Statistical Analysis [01 18] All data was presented as mean ± standard deviation for n = 3 samples unless stated otherwise. For uni-axial tensile testing data, significant differences were assessed using oneway ANOVA with Tukey’s multiple comparisons test. For flexural stiffness data, significant differences were assessed using two-way ANOVA with Tukey’s multiple comparisons test. For bi-axial tensile testing data, significant differences were assessed using parametric, ratio paired t tests. Alpha was 0.05 for all tests. All statistical analysis was conducted using GraphPad Prism software (GraphPad, San Diego, USA).

[01 19] As mentioned, the MEW printing described above contrasts with conventional MEW printing, where a layer comprising separate structural regions would not be printed in one continuous run. Rather, the regions of the layer would be separately printed and then sutured to form the layer. The mechanical advantages of continuous printing through the regions were not envisaged. The contrast with conventional thinking is even greater in embodiments where the fibres are purposely made to converge into a thicker fibre. This is considered “fibre bridging” which in conventional wisdom has always been avoided as a defect. This is because in MEW, there is a limit to the ability to make the pore size small, due to the electrostatic fibre repulsion from the entrapped charges inherent to the MEW printing process, where the high voltage electrostatically charges the molten jet, and when it cools down, the charges get entrapped. This phenomenon is still being understood by persons skilled in the art, who would be expected to consider the convergence of fibres to be something which is usually avoided. However, in some embodiments of the present method, “fibre bridging” is purposefully caused in a controlled manner. The MEW printing parameters presented above allow control of the bonding between the two merging fibres to become one single thicker fibre. This opens up possibilities of creating biomimetic designs for the MEW scaffold, utilising data regarding fibre distribution which can be obtained using imaging modalities. Scaffolds designed using this methodology can be used for the fabrication of soft tissue implants with biodegradable materials, or for the fabrication of non-biodegradable implantable devices.

Example 6

Gradient Porosity Scaffolds

[0120] G-code is the language that most 3D printers use, which specifies cartesian (xyz) coordinates for the printer to move to in a particular order. A G-code generator was made using Python that allows the user to input desired design parameters and produce an output G-code to control the MEW printer as well as an image preview of the scaffold architecture. The novelty of this generator is the ability to specify a gradient change in porosities. [0121 ] The gradient is mathematically defined and can be customised (Figure 16).
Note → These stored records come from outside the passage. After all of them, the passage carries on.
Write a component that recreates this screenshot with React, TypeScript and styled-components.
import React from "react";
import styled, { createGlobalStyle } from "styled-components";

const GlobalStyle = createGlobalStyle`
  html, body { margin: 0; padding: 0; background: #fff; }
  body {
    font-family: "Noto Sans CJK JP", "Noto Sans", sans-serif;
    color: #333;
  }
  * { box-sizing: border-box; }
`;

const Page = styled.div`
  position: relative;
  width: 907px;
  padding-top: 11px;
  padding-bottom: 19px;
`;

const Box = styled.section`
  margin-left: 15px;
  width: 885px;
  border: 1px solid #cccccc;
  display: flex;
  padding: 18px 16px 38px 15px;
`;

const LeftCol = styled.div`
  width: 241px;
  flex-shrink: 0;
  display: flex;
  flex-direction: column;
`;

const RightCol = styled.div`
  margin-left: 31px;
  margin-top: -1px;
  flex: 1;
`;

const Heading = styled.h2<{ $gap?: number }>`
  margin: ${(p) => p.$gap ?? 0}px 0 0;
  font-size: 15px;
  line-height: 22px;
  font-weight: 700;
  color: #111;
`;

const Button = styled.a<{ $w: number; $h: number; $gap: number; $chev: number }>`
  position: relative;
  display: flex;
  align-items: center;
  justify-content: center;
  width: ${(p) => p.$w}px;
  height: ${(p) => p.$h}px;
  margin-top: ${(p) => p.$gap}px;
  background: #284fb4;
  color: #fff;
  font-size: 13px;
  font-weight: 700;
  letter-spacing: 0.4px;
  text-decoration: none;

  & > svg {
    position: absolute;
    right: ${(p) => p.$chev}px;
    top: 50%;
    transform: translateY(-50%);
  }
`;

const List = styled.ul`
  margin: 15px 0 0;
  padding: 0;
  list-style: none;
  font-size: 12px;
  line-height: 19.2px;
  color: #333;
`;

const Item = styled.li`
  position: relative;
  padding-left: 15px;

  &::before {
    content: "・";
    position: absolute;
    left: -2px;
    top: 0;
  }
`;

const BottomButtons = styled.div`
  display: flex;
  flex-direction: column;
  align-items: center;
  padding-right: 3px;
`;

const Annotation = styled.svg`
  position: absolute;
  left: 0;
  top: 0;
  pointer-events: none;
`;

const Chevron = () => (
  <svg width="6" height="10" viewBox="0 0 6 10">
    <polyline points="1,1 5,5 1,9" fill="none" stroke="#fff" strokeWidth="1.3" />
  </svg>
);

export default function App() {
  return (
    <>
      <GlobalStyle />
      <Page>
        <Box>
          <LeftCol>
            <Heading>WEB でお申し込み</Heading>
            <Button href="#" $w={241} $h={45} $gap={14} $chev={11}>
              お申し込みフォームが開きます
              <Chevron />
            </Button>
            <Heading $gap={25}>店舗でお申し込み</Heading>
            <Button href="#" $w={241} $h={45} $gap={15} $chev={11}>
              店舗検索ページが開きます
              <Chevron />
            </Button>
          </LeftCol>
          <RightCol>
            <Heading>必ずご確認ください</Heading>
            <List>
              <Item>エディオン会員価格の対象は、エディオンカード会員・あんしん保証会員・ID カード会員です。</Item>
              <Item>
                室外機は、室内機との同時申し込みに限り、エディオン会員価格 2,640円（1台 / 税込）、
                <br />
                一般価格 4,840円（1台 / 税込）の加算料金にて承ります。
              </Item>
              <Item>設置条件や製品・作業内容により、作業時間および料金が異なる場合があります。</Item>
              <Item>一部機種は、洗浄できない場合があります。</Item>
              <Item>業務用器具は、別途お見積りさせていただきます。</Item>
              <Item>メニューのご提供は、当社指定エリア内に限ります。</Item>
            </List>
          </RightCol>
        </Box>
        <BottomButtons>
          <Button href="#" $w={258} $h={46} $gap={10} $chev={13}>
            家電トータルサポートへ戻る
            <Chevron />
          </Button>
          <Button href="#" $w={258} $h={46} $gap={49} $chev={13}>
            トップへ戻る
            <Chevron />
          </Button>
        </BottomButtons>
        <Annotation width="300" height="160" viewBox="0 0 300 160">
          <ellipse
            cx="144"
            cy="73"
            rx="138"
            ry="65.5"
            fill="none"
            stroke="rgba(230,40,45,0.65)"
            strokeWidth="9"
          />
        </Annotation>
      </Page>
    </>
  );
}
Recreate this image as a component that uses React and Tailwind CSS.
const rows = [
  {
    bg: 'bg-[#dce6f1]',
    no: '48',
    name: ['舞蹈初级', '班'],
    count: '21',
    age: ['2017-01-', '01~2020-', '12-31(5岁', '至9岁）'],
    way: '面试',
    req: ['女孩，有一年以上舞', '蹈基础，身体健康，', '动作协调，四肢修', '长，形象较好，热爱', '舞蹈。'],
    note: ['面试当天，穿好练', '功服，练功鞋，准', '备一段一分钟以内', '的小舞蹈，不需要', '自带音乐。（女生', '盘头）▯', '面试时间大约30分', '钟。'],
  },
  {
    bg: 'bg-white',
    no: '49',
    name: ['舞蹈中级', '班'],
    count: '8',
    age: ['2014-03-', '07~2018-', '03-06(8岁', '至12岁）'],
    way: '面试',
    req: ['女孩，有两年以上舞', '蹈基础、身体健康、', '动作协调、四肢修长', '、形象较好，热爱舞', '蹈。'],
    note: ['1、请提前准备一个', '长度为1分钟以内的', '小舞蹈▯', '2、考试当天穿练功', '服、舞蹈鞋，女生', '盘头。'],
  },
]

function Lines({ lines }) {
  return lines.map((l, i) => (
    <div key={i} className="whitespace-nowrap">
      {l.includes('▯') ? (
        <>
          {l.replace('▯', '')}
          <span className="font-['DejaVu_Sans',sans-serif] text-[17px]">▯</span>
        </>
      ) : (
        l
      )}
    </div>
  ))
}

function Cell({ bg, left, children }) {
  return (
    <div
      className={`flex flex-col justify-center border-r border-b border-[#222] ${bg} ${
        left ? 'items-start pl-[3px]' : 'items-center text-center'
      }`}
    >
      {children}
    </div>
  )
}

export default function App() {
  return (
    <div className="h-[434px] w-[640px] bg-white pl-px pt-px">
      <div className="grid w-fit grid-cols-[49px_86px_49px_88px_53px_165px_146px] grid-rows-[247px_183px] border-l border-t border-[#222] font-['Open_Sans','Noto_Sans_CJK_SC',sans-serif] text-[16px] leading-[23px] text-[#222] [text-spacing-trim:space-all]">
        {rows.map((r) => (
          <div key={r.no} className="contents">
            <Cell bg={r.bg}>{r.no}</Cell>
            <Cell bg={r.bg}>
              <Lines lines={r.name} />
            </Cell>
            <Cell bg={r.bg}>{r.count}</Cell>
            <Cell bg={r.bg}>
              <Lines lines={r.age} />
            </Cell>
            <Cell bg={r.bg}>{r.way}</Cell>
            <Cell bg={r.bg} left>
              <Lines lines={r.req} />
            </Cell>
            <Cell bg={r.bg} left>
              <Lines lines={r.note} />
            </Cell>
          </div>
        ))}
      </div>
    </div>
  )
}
The gradient function is a linear function determined by:

Pn+1 = p _n + m

Where p _n is the pore size (any positive number in mm) and m is the gradient coefficient (any non-zero number, where positive m will increase the pore size and negative m will decrease it).
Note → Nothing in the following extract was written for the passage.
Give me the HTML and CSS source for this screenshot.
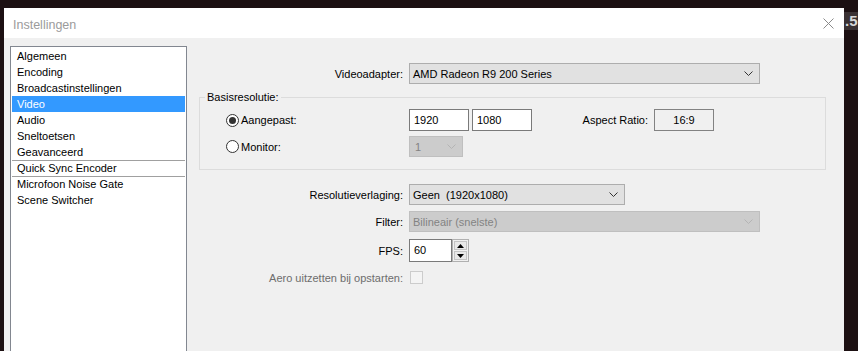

[0122] Since there are two dimensions to every pore (length (X) and width (Y)), the gradient can be applied to either one or both of these dimensions. These are referred to as either an X-gradient or a Y-gradient respectively, indicating the pore dimension that is changing.
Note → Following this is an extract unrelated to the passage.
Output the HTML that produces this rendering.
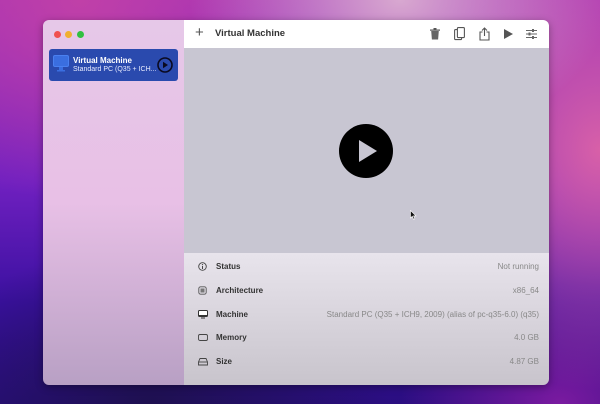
<!DOCTYPE html>
<html><head><meta charset="utf-8"><style>
*{margin:0;padding:0;box-sizing:border-box}
body{width:600px;height:404px;overflow:hidden;position:relative;font-family:"Liberation Sans",sans-serif;
background:
radial-gradient(ellipse 300px 200px at 400px 0px,#d8a8d0 0%,rgba(216,168,208,0) 70%),
radial-gradient(ellipse 250px 300px at 600px 150px,#d860a8 0%,rgba(216,96,168,0) 80%),
radial-gradient(ellipse 300px 250px at 80px 0px,#c040a8 0%,rgba(192,64,168,0) 80%),
radial-gradient(ellipse 300px 200px at 150px 404px,#1e1050 0%,rgba(30,16,80,0) 80%),
radial-gradient(ellipse 200px 150px at 560px 404px,#7a1aa0 0%,rgba(122,26,160,0) 80%),
linear-gradient(180deg,#a030b8 0%,#7020c0 45%,#3a10a0 75%,#2a0e80 100%);}
.win{position:absolute;left:43px;top:20px;width:506px;height:365px;border-radius:6px;overflow:hidden;box-shadow:0 2px 8px rgba(0,0,0,.35)}
.side{position:absolute;left:0;top:0;width:141px;height:365px;background:linear-gradient(180deg,#e6c8e8 0%,#e8c0e6 50%,#b8a0c4 100%)}
.dot{position:absolute;top:11px;width:7px;height:7px;border-radius:50%}
.item{position:absolute;left:6px;top:29px;width:129px;height:32px;background:#2a4aae;border-radius:3px}
.item .t1{position:absolute;left:24px;top:7px;font-size:8px;font-weight:bold;color:#fff}
.item .t2{position:absolute;left:24px;top:17px;font-size:7px;color:#e8ecff}
.main{position:absolute;left:141px;top:0;width:365px;height:365px}
.tb{position:absolute;left:0;top:0;width:365px;height:28px;background:#fff}
.tb .title{position:absolute;left:31px;top:8px;font-size:9.5px;font-weight:bold;color:#333}
.tb .plus{position:absolute;left:11px;top:4px;font-size:15px;color:#555;font-weight:300}
.disp{position:absolute;left:0;top:28px;width:365px;height:205px;background:#c8c6d2}
.info{position:absolute;left:0;top:233px;width:365px;height:132px;background:linear-gradient(180deg,#e8e4ec,#c8c4cc)}
.row{position:absolute;left:0;width:365px;height:14px;font-size:8px}
.row .ic{position:absolute;left:14px;top:2px}
.row .k{position:absolute;left:32px;top:2px;font-weight:bold;color:#333}
.row .v{position:absolute;right:10px;top:2px;color:#888}
</style></head><body>
<div class="win">
 <div class="side">
  <div class="dot" style="left:11px;background:#f05050"></div>
  <div class="dot" style="left:22px;background:#f0b030"></div>
  <div class="dot" style="left:34px;background:#30c040"></div>
  <div class="item">
   <svg style="position:absolute;left:4px;top:6px" width="16" height="18" viewBox="0 0 16 18"><rect x="0.5" y="0.5" width="15" height="11" rx="1.5" fill="#3a6ee0" stroke="#4a80f0"/><rect x="6" y="12" width="4" height="3" fill="#3a6ee0"/><rect x="4" y="15" width="8" height="1.5" fill="#3a6ee0"/></svg>
   <div class="t1">Virtual Machine</div>
   <div class="t2">Standard PC (Q35 + ICH...</div>
   <svg style="position:absolute;left:108px;top:8px" width="16" height="16" viewBox="0 0 16 16"><circle cx="8" cy="8" r="7" fill="none" stroke="#0a0a20" stroke-width="1.6"/><path d="M6 4.8 L11 8 L6 11.2Z" fill="#0a0a20"/></svg>
  </div>
 </div>
 <div class="main">
  <div class="tb">
   <div class="plus">+</div>
   <div class="title">Virtual Machine</div>
   <svg style="position:absolute;left:246px;top:8px" width="10" height="12" viewBox="0 0 10 12"><rect x="0" y="1.5" width="10" height="1.2" fill="#555"/><rect x="3.5" y="0" width="3" height="1.5" fill="#555"/><path d="M1.2 3 h7.6 l-0.7 8.5 h-6.2z" fill="#666"/></svg>
   <svg style="position:absolute;left:270px;top:7px" width="11" height="14" viewBox="0 0 11 14"><rect x="0.6" y="2.6" width="7" height="10" rx="1" fill="none" stroke="#555" stroke-width="1.1"/><rect x="3.4" y="0.6" width="7" height="10" rx="1" fill="#fff" stroke="#555" stroke-width="1.1"/></svg>
   <svg style="position:absolute;left:295px;top:7px" width="11" height="14" viewBox="0 0 11 14"><path d="M3.5 5 H1 V13 H10 V5 H7.5" fill="none" stroke="#555" stroke-width="1.1"/><path d="M5.5 9 V1 M3 3.5 L5.5 1 L8 3.5" fill="none" stroke="#555" stroke-width="1.1"/></svg>
   <svg style="position:absolute;left:320px;top:9px" width="9" height="10" viewBox="0 0 9 10"><path d="M0 0 L9 5 L0 10Z" fill="#555"/></svg>
   <svg style="position:absolute;left:342px;top:9px" width="11" height="10" viewBox="0 0 11 10"><path d="M0 1.5H11M0 5H11M0 8.5H11" stroke="#666" stroke-width="1"/><rect x="6" y="0" width="2" height="3" fill="#666"/><rect x="2.5" y="3.5" width="2" height="3" fill="#666"/><rect x="6" y="7" width="2" height="3" fill="#666"/></svg>
  </div>
  <div class="disp">
   <svg style="position:absolute;left:155px;top:76px" width="54" height="54" viewBox="0 0 54 54"><circle cx="27" cy="27" r="27" fill="#000"/><path d="M20 16 L38 27 L20 38Z" fill="#c8c6d2"/></svg>
   <svg style="position:absolute;left:226px;top:162px" width="7" height="10" viewBox="0 0 7 10"><path d="M0.5 0.5 V8 L2.3 6.3 L3.6 9.3 L4.8 8.8 L3.5 5.9 L6 5.9Z" fill="#111" stroke="#fff" stroke-width="0.6"/></svg>
  </div>
  <div class="info">
   <div class="row" style="top:7px"><svg class="ic" width="9" height="9" viewBox="0 0 9 9"><circle cx="4.5" cy="4.5" r="3.8" fill="none" stroke="#444" stroke-width="0.9"/><path d="M4.5 4v3" stroke="#444"/><circle cx="4.5" cy="2.6" r=".6" fill="#444"/></svg><span class="k">Status</span><span class="v">Not running</span></div>
   <div class="row" style="top:31px"><svg class="ic" width="9" height="9" viewBox="0 0 9 9"><rect x="0.8" y="0.8" width="7.4" height="7.4" rx="1.8" fill="none" stroke="#555" stroke-width="0.9"/><rect x="2.5" y="2.5" width="4" height="4" fill="#777"/></svg><span class="k">Architecture</span><span class="v">x86_64</span></div>
   <div class="row" style="top:55px"><svg class="ic" width="10" height="9" viewBox="0 0 10 9"><rect x="0.5" y="0.5" width="9" height="6" rx="1" fill="#fff" stroke="#333"/><rect x="0.5" y="5" width="9" height="1.5" fill="#333"/><rect x="3" y="7.5" width="4" height="1" fill="#333"/></svg><span class="k">Machine</span><span class="v">Standard PC (Q35 + ICH9, 2009) (alias of pc-q35-6.0) (q35)</span></div>
   <div class="row" style="top:78px"><svg class="ic" width="10" height="9" viewBox="0 0 10 9"><rect x="0.5" y="1.5" width="9" height="6" rx="1.5" fill="none" stroke="#444" stroke-width="0.9"/></svg><span class="k">Memory</span><span class="v">4.0 GB</span></div>
   <div class="row" style="top:102px"><svg class="ic" width="10" height="9" viewBox="0 0 10 9"><path d="M2 1.5h6l1.5 3.5v3h-9v-3z" fill="none" stroke="#444" stroke-width="0.9"/><path d="M0.5 5h9" stroke="#444" stroke-width="0.9"/></svg><span class="k">Size</span><span class="v">4.87 GB</span></div>
  </div>
 </div>
</div>
</body></html>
[0123] The overall scaffold architecture itself is also two-dimensional, and thus the pore size can be changed in either one or both of these directions (horizontally or vertically). For simplicity, in this example the gradient is only applied in the horizontal direction.

[0124] This gives two types of gradients:

• X-gradient, applied horizontally. This can be seen as changing the pore size that is parallel to the direction of the gradient, and thus is referred to as a parallel gradient.

• Y-gradient, applied horizontally. This can be seen as changing the pore size that is orthogonal to the direction of the gradient, and thus is referred to as an orthogonal gradient.

[0125] Here, gradients were applied to three different patterns/shapes (rectangle, diamond or serpentine). Note that in the case of the serpentine scaffolds the wavelength, amplitude, or both can be varied.

[0126] By gradient it is meant a gradual spatial change in properties (geometric features, mechanical properties, composition, chemistry or more). The present scaffolds create multiple gradient properties in a single scaffold. Geometrically this is already evident (Figures 16-19), however there are also gradient mechanical properties (Figure 20). Note that while not shown here, other properties such as gradient tissue/cell composition may potentially be enabled/achieved through the use of these scaffolds.

[0127] To understand the effect of gradients on mechanical properties, constrained bi-axial tensile testing was conducted. This is where the scaffold is clamped on its four edges and then pulled in the horizontal direction, while being held (constrained) in the vertical direction. This allows observation of the local changes in strain throughout the scaffold, strain being how much deformation occurs in an object. Figure 20 demonstrates the highly heterogeneous mechanical properties produced as a result of gradient scaffold architectures. Note that a completely uniform/homogeneous scaffold design would show the same colour all throughout. The novelty here is the ability to create a gradient of mechanical properties throughout a single scaffold. The present invention provides the ability to create gradients not just in one direction, but in complex arrangements, which may have benefits for tissue-relevant applications.

[0128] Variations and modifications may be made to the parts previously described without departing from the spirit or ambit of the disclosure.

[0129] The matter set forth in the foregoing description and accompanying drawings is offered by way of illustration only and not as a limitation. While particular embodiments have been shown and described, it will be apparent to those skilled in the art that changes and modifications may be made without departing from the broader aspects of the inventors’ contribution. The actual scope of the protection sought is intended to be defined in the following claims when viewed in their proper perspective based on the prior art.

[0130] In the claims which follow and in the preceding description of the invention, except where the context requires otherwise due to express language or necessary implication, the word “comprise” or variations such as “comprises” or “comprising” is used in an inclusive sense, i.e. to specify the presence of the stated features but not to preclude the presence or addition of further features in various embodiments of the invention.